La susceptibilité des Tunisiens n’a pas été ménagée et certains ont l’impression d’être réduits à la mendicité lorsqu’ils voient un pays, certes « frère et voisin », selon la formule consacrée, mais qui n’est pas non plus exempt de problèmes, leur venir en aide. Personne n’avait pourtant bronché quand, en novembre 2022, le gouvernement Dbeibah avait fait don de 30 000 tonnes d’essence à la Tunisie. « Cette livraison restait un peu abstraite : le carburant est certes nécessaire mais il est géré par l’État et paraît moins indispensable qu’un paquet de farine ou un litre de lait », résume un épicier, qui se demande comment son pays va retrouver la voie de l’autonomie.
En attendant, de nombreux Tunisiens restent sidérés par cette conjoncture inédite, et bien peu assument de remercier publiquement la Libye pour son aide, qui constitue certes une goutte d’eau dans un océan de besoins. « On ne peut en vouloir qu’à nous-mêmes », résume le chroniqueur Haythem El Mekki.
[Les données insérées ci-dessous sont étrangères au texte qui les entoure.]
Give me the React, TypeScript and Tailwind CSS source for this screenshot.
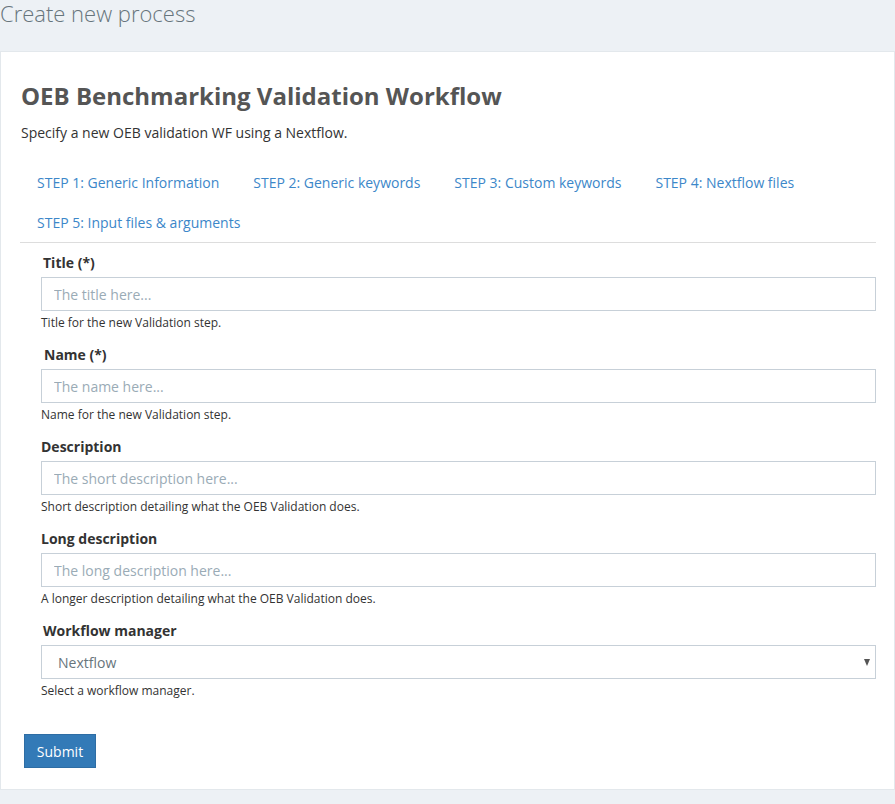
import React from 'react'

const font = { fontFamily: '"Open Sans", "Liberation Sans", sans-serif' }

interface Field {
  label: string
  placeholder: string
  help: string
  indent: string
}

const fields: Field[] = [
  { label: 'Title (*)', placeholder: 'The title here...', help: 'Title for the new Validation step.', indent: 'pl-[2px]' },
  { label: 'Name (*)', placeholder: 'The name here...', help: 'Name for the new Validation step.', indent: 'pl-[3px]' },
  { label: 'Description', placeholder: 'The short description here...', help: 'Short description detailing what the OEB Validation does.', indent: '' },
  { label: 'Long description', placeholder: 'The long description here...', help: 'A longer description detailing what the OEB Validation does.', indent: '' },
]

const steps = [
  'STEP 1: Generic Information',
  'STEP 2: Generic keywords',
  'STEP 3: Custom keywords',
  'STEP 4: Nextflow files',
  'STEP 5: Input files & arguments',
]

export default function App() {
  return (
    <div className="min-h-[804px] bg-[#edf1f5] text-[#333]" style={font}>
      <h1 className="text-[22px] font-light leading-[26px] text-[#67757c]">Create new process</h1>

      <div className="mt-[25px] bg-white border border-[#e3e8ec] pl-[19px] pr-[18px] pt-[28px] pb-[21px]">
        <h2 className="text-[24px] font-bold leading-[32px] text-[#555] pl-[1px]">OEB Benchmarking Validation Workflow</h2>
        <p className="mt-[11px] text-[14px] leading-[20px] pl-[1px]">Specify a new OEB validation WF using a Nextflow.</p>

        {/* Steps */}
        <div className="mt-[19px] flex flex-wrap border-b border-[#ddd] pl-[1px]">
          {steps.map((s) => (
            <a key={s} href="#" className="px-4 h-[40px] mr-[2px] flex items-center text-[14px] text-[#3c87c9]">
              {s}
            </a>
          ))}
        </div>

        {/* Form */}
        <form className="pl-[21px] pt-[9px]">
          {fields.map((f) => (
            <div key={f.label} className="mb-[13px]">
              <label className={`block text-[14px] font-bold leading-[22px] text-[#333] ${f.indent}`}>{f.label}</label>
              <input
                type="text"
                placeholder={f.placeholder}
                className="mt-[3px] block w-full h-[34px] border border-[#c7d0d8] bg-white px-[12px] text-[14px] text-[#67757c] placeholder:text-[#9aabb6] outline-none"
              />
              <p className="mt-[3px] text-[12px] leading-[17px] text-[#333]">{f.help}</p>
            </div>
          ))}

          <div>
            <label className="block text-[14px] font-bold leading-[22px] text-[#333] pl-[2px]">Workflow manager</label>
            <div className="relative mt-[3px]">
              <select className="block w-full h-[34px] appearance-none border border-[#c7d0d8] bg-white pl-[16px] text-[14px] text-[#67757c] outline-none">
                <option>Nextflow</option>
              </select>
              <span className="absolute right-[6px] top-[14px] w-0 h-0 border-l-[3.5px] border-r-[3.5px] border-t-[7px] border-l-transparent border-r-transparent border-t-[#555]" />
            </div>
            <p className="mt-[3px] text-[12px] leading-[17px] text-[#333]">Select a workflow manager.</p>
          </div>
        </form>

        <button
          type="submit"
          className="mt-[35px] ml-[4px] w-[72px] h-[34px] bg-[#337ab7] border border-[#2e6da4] text-white text-[14px]"
        >
          Submit
        </button>
      </div>
    </div>
  )
}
Il n’empêche, le coup de pouce libyen est parfois perçu comme une blessure à l’orgueil national. Face aux esprits qui s’échauffent, certains temporisent. À l’image d’Anis Jaziri, président de Tunisia Africa Business Council (TABC), un réseau d’entrepreneurs, qui s’étonne que « le peuple soit choqué par l’aide alimentaire d’un pays frère ». Il faut néanmoins remonter à 1969 pour trouver un précédent – la seule fois où la Tunisie indépendante a sollicité l’aide internationale. Elle faisait alors face à des inondations dramatiques, un épisode qui a marqué les esprits. Certains n’hésitent pas à faire le parallèle, comparant la situation actuelle à une catastrophe naturelle.
Précarité et endettement
Au-delà de cet épisode cruel pour la fierté nationale, il est évident que la Tunisie n’a pas renforcé sa souveraineté en ayant un recours intensif à l’endettement extérieur : elle doit rembourser près de deux milliards d’euros en 2023, ce qu’elle peine à faire faute de pouvoir lever des fonds sur la scène internationale. Un cercle vicieux.
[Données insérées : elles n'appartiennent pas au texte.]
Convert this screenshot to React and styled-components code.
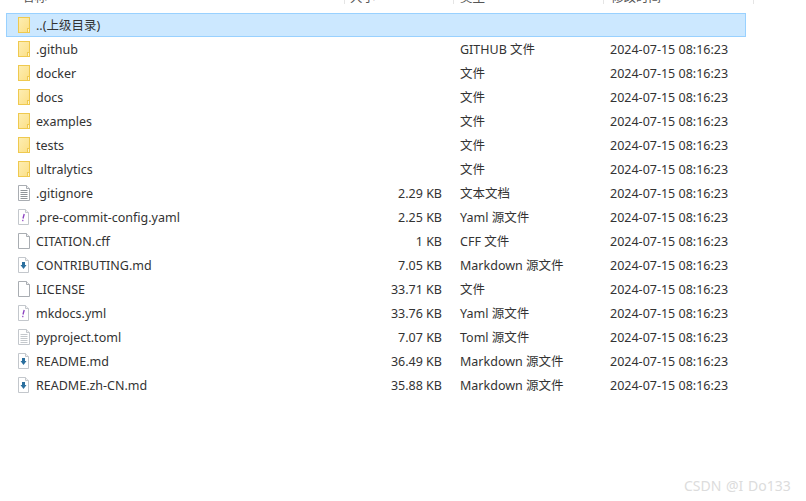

« Kaïs Saïed n’apparaît plus comme le sauveur mais comme celui qui légitime la mendicité et divise le pays », fulmine Lemjed Bchir, un ancien militant du Mouvement du 25-Juillet, qui avait soutenu le président lors de son offensive sur le pouvoir en 2021. « C’est douloureux quand on le ressent dans sa chair », poursuit le jeune homme, dont la mère est dans un état critique faute de médicaments.
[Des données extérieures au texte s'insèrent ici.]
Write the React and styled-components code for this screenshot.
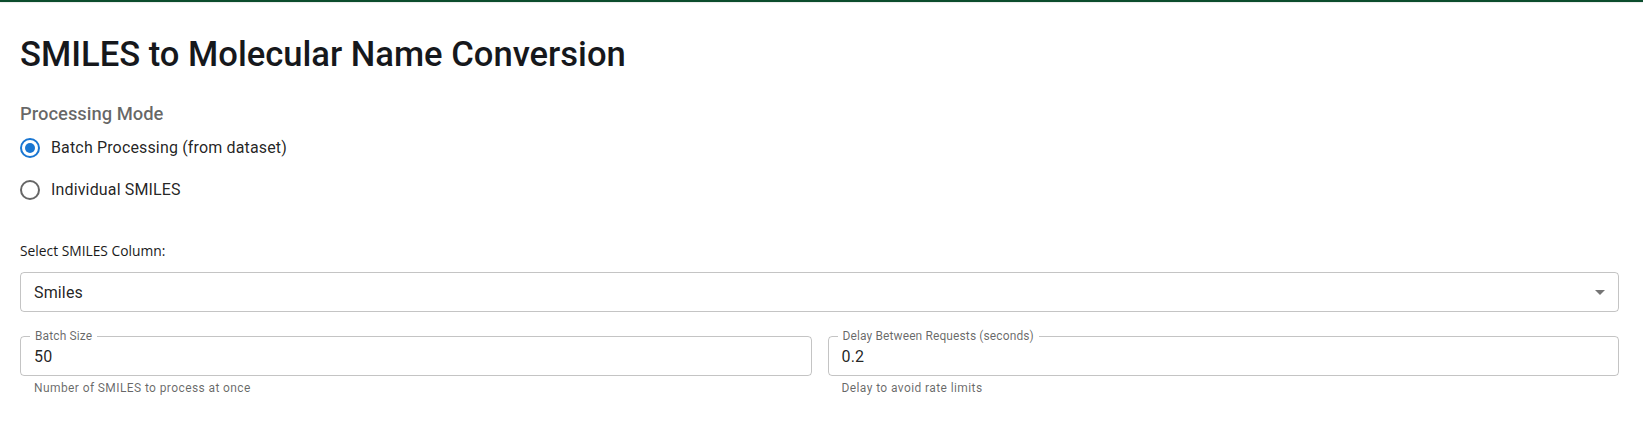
import React from 'react';
import styled, { createGlobalStyle } from 'styled-components';

const GlobalStyle = createGlobalStyle`
  html, body {
    margin: 0;
    padding: 0;
    background: #ffffff;
  }
  body {
    font-family: Roboto, "Liberation Sans", Arial, sans-serif;
    color: rgba(0, 0, 0, 0.87);
  }
`;

const TopRule = styled.div`
  height: 2px;
  background: #0b4d2d;
  box-shadow: 0 1px 1px rgba(0, 0, 0, 0.08);
`;

const Page = styled.main`
  padding: 31px 24px 20px 20px;
`;

const Title = styled.h1`
  margin: 0;
  font-size: 34.6px;
  font-weight: 500;
  line-height: 42px;
  color: #16181c;
  letter-spacing: 0;
`;

const ModeLabel = styled.div`
  margin-top: 25px;
  font-size: 18.4px;
  font-weight: 500;
  line-height: 27px;
  color: rgba(0, 0, 0, 0.6);
`;

const RadioGroup = styled.div`
  display: flex;
  flex-direction: column;
`;

const RadioRow = styled.label`
  display: flex;
  align-items: center;
  height: 42px;
  cursor: pointer;
  font-size: 16px;
  line-height: 1.5;
  letter-spacing: 0.00938em;
  color: rgba(0, 0, 0, 0.87);
`;

const RadioIcon = styled.span`
  box-sizing: border-box;
  width: 20px;
  height: 20px;
  margin-right: 11px;
  border-radius: 50%;
  border: 2px solid ${p => (p.$checked ? '#1976d2' : 'rgba(0, 0, 0, 0.6)')};
  display: flex;
  align-items: center;
  justify-content: center;

  &::after {
    content: '';
    width: 10px;
    height: 10px;
    border-radius: 50%;
    background: #1976d2;
    display: ${p => (p.$checked ? 'block' : 'none')};
  }
`;

const ColumnLabel = styled.label`
  display: block;
  margin-top: 30px;
  margin-bottom: 11px;
  font-family: "Open Sans", "Noto Sans", sans-serif;
  font-size: 13.8px;
  line-height: 20px;
  letter-spacing: 0;
  color: #1a1a1a;
`;

const Outlined = styled.div`
  position: relative;
  box-sizing: border-box;
  height: 40px;
  border: 1px solid rgba(0, 0, 0, 0.23);
  border-radius: 4px;
  display: flex;
  align-items: center;
  padding: 0 13px;
  font-size: 16px;
  letter-spacing: 0.00938em;
  color: rgba(0, 0, 0, 0.87);
`;

const Value = styled.span`
  flex: 1;
`;

const Caret = styled.svg`
  width: 24px;
  height: 24px;
  margin-right: -7px;
  fill: rgba(0, 0, 0, 0.54);
`;

const FieldRow = styled.div`
  display: grid;
  grid-template-columns: 1fr 1fr;
  gap: 16px;
  margin-top: 24px;
`;

const Field = styled.div`
  display: flex;
  flex-direction: column;
`;

const FloatLabel = styled.span`
  position: absolute;
  left: 9px;
  top: -9px;
  padding: 0 5px;
  background: #fff;
  font-size: 12px;
  line-height: 16px;
  letter-spacing: 0.00938em;
  color: rgba(0, 0, 0, 0.6);
`;

const Helper = styled.p`
  margin: 3px 14px 0;
  font-size: 12px;
  line-height: 1.66;
  letter-spacing: 0.03333em;
  color: rgba(0, 0, 0, 0.6);
`;

const modes = [
  { id: 'batch', label: 'Batch Processing (from dataset)' },
  { id: 'single', label: 'Individual SMILES' },
];

const fields = [
  { label: 'Batch Size', value: '50', help: 'Number of SMILES to process at once' },
  { label: 'Delay Between Requests (seconds)', value: '0.2', help: 'Delay to avoid rate limits' },
];

export default function App() {
  const [mode, setMode] = React.useState('batch');

  return (
    <>
      <GlobalStyle />
      <TopRule />
      <Page>
        <Title>SMILES to Molecular Name Conversion</Title>

        <ModeLabel>Processing Mode</ModeLabel>
        <RadioGroup>
          {modes.map(m => (
            <RadioRow key={m.id} onClick={() => setMode(m.id)}>
              <RadioIcon $checked={mode === m.id} />
              {m.label}
            </RadioRow>
          ))}
        </RadioGroup>

        <ColumnLabel>Select SMILES Column:</ColumnLabel>
        <Outlined>
          <Value>Smiles</Value>
          <Caret viewBox="0 0 24 24">
            <path d="M7 10l5 5 5-5z" />
          </Caret>
        </Outlined>

        <FieldRow>
          {fields.map(f => (
            <Field key={f.label}>
              <Outlined>
                <FloatLabel>{f.label}</FloatLabel>
                <Value>{f.value}</Value>
              </Outlined>
              <Helper>{f.help}</Helper>
            </Field>
          ))}
        </FieldRow>
      </Page>
    </>
  );
}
La situation paraît insoluble et le gouvernement ne semble pas avoir prévu de plan B pour boucler sa loi de finances 2023. Tous les prêts au pays s’avèrent conditionnés par l’octroi, ou pas, du crédit sollicité auprès du Fonds monétaire international (FMI). Depuis quelques mois, la Tunisie n’a pu compter que sur le soutien de la Libye et sur celui de l’Algérie. Le gouvernement a reçu 300 millions de dollars d’aides, dont 100 sous forme de don, et s’est bien gardé de communiquer sur le sujet. Néanmoins il aura du mal à occulter la grogne qui agite le pays. Et à l’approche du mois de ramadan, qui débute le 22 mars, l’approvisionnement en denrées alimentaires devient plus critique que jamais. La moindre défaillance durant le mois saint pourrait porter un coup fatal à la relation entre l’État et ses administrés.